The name she goes by instead? Sylvie.
Here’s the significance of that name — and what it might mean for the show moving forward.
Who is Sylvie?
The variant who’s been on the run from the TVA has mentioned more than once that she does not want to be called Loki. Instead, she insists she is Sylvie.
Marvel comic book fans know that Sylvie is a name that invokes some history with Loki.
A 2009 comic book series called “Dark Reign: Young Avengers” (by Paul Cornell and Mark Brooks) introduced a group of superpowered teens calling themselves the Young Avengers... even though there was already a superhero team known as the Young Avengers.
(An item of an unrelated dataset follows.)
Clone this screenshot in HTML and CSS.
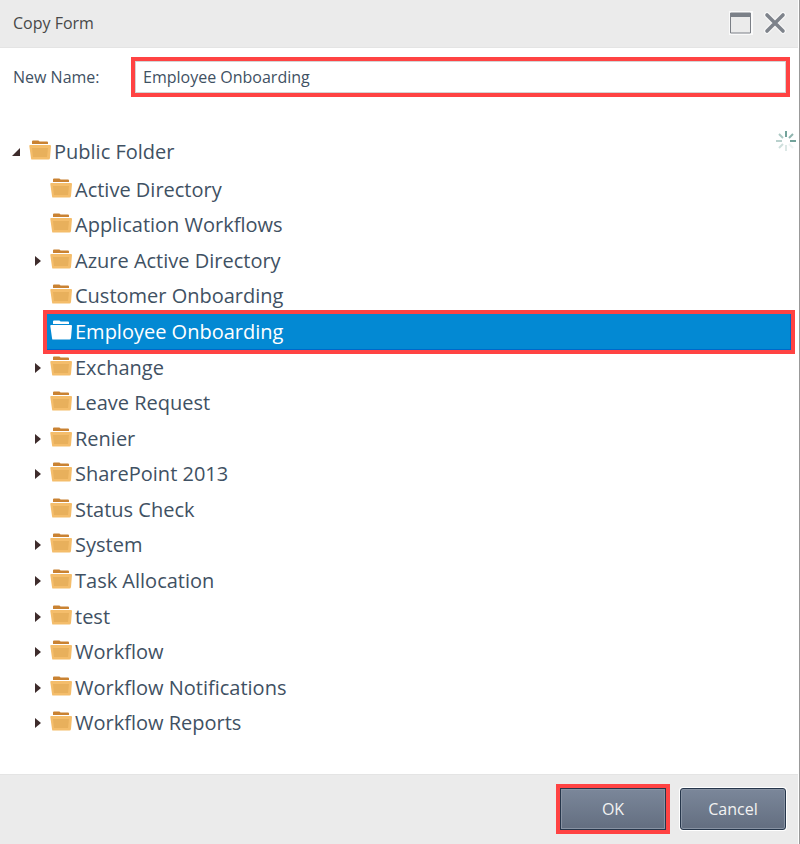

The established team included Wiccan (Billy Kaplan), Speed (Tommy Shepherd), Hawkeye (Kate Bishop), Stature (Cassie Lang) and the Patriot (Eli Bradley), who have all been introduced, or are slated to be introduced, in the Marvel Cinematic Universe in some way.
The wannabe Young Avengers were a bit less heroic, but superpowered nonetheless. One of its members was a young woman going by the alias the Enchantress, who wielded magical powers and spoke using strange, faux Old English.
Enchantress eventually shares that her name is Sylvie Rushton and that after suddenly waking up with magic powers she moved to New York from Broxton, Okla., to live her new superpowered life.
But it turns out that this Enchantress — she’s the second Marvel character to use the alias — was actually created by Loki. And in this run of the comic book, Loki was a woman, and a more traditional villain, who “liked the idea of creating a mortal who suspects she’s one of my kind.”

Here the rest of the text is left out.